───── Data provided

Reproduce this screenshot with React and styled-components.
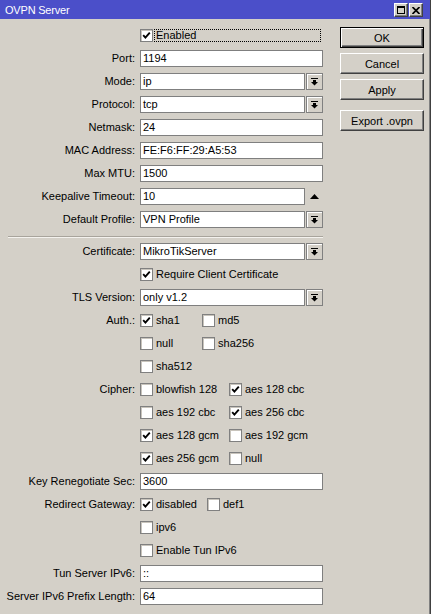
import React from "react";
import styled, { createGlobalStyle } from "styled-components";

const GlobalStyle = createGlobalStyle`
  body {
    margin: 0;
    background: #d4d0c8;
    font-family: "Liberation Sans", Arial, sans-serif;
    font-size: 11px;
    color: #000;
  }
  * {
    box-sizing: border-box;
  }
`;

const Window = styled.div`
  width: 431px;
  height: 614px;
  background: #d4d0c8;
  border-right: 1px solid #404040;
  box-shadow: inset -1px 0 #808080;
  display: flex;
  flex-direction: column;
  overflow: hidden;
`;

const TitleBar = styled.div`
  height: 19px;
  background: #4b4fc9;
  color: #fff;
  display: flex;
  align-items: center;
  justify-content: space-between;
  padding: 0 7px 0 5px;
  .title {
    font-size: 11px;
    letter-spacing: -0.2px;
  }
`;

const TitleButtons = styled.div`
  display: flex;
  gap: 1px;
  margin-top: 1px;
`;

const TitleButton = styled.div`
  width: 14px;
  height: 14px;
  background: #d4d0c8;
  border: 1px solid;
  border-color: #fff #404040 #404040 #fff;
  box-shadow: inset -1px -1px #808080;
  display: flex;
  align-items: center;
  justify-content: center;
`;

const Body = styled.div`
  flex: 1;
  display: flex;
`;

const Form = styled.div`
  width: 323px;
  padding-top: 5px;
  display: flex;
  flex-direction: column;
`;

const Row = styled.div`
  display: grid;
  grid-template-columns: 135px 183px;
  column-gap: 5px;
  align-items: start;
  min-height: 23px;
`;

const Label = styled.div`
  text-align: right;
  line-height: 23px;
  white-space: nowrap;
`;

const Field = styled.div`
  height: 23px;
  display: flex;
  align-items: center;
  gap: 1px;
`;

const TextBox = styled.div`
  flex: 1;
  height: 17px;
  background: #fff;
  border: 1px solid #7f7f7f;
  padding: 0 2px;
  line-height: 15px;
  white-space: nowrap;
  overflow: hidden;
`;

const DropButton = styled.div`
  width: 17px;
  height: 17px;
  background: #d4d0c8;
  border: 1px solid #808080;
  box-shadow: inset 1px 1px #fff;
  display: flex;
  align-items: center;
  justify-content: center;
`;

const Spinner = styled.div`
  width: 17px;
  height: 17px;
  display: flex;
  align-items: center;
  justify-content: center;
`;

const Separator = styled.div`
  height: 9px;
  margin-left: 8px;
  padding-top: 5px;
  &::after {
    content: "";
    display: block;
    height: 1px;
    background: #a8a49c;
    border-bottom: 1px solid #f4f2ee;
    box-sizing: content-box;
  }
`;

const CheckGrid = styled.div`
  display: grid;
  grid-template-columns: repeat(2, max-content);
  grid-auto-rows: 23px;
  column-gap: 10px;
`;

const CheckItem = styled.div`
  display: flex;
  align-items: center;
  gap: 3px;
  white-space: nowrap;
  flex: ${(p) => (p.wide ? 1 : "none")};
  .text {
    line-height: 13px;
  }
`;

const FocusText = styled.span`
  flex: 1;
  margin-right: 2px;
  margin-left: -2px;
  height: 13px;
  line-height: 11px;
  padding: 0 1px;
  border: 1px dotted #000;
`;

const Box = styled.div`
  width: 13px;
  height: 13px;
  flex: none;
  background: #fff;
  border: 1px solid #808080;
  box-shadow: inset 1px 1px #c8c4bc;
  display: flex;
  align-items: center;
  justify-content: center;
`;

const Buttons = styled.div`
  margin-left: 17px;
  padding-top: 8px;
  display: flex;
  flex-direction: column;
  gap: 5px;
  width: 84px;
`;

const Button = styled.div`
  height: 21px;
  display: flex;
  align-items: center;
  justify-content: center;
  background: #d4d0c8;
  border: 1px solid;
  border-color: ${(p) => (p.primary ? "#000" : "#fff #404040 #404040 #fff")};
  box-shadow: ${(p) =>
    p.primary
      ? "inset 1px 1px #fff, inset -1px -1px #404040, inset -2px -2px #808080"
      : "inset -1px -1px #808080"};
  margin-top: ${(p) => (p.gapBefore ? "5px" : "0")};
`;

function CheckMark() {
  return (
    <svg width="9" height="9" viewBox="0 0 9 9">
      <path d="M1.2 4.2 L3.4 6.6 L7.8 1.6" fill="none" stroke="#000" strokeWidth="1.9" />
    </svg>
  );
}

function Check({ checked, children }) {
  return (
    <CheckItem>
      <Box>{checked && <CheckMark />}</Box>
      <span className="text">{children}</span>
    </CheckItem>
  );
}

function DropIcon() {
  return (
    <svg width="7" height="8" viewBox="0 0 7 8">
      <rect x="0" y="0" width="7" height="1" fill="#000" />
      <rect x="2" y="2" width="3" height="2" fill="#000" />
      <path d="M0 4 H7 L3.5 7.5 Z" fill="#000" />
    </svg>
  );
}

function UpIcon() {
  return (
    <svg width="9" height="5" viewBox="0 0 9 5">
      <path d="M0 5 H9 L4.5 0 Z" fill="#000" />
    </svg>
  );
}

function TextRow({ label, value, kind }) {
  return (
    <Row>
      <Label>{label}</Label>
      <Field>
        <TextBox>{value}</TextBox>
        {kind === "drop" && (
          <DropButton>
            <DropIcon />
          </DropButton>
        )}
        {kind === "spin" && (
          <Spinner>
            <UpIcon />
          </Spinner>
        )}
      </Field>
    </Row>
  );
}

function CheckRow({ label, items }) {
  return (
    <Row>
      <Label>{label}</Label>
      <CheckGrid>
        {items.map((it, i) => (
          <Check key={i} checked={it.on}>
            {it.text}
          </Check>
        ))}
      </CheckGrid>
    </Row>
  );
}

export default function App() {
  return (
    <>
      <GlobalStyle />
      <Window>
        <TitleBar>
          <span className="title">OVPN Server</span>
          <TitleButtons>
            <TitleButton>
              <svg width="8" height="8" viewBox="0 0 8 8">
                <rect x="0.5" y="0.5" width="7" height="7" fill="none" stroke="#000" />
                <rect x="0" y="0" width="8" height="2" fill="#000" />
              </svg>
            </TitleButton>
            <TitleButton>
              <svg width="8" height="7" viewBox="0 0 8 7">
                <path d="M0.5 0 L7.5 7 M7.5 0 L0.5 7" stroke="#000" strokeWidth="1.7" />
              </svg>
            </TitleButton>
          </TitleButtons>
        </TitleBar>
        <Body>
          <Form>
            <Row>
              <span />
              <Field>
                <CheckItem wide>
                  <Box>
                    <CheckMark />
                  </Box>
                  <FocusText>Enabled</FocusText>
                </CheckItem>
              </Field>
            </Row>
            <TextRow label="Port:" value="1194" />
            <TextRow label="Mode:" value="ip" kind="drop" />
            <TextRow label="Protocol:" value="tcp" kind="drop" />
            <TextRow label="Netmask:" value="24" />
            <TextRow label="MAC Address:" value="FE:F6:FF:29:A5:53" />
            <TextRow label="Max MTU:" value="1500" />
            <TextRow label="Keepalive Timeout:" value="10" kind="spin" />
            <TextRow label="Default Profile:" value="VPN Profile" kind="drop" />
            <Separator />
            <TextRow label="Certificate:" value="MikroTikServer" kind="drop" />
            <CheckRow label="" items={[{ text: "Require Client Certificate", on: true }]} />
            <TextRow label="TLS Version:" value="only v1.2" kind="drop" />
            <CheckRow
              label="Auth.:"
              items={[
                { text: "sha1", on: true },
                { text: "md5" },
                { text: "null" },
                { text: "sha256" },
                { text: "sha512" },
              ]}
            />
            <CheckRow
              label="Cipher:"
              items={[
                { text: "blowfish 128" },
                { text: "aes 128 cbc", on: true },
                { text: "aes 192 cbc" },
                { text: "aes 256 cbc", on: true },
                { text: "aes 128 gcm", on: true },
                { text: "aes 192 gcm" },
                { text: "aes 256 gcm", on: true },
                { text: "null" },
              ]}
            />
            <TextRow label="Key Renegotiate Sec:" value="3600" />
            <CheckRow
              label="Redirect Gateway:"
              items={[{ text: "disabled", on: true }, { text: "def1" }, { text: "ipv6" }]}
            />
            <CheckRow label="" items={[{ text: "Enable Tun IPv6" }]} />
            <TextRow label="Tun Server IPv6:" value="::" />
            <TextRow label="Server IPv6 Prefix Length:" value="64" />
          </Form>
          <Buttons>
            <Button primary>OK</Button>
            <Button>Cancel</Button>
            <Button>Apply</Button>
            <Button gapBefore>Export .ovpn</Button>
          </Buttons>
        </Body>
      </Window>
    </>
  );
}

──────────
───── Data provided

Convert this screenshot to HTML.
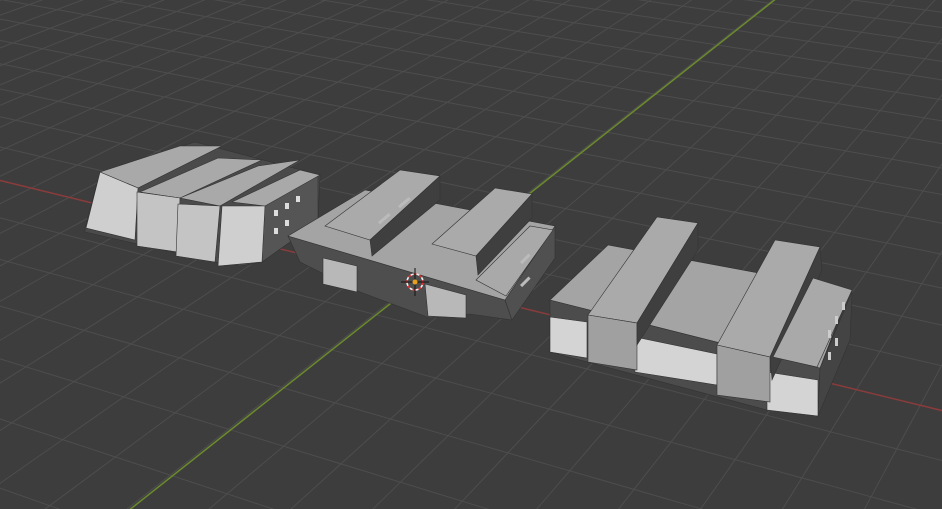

──────────

Task instructions: Each line of the material that holds the string "React" counts once; give the total alone.

The completed task: 2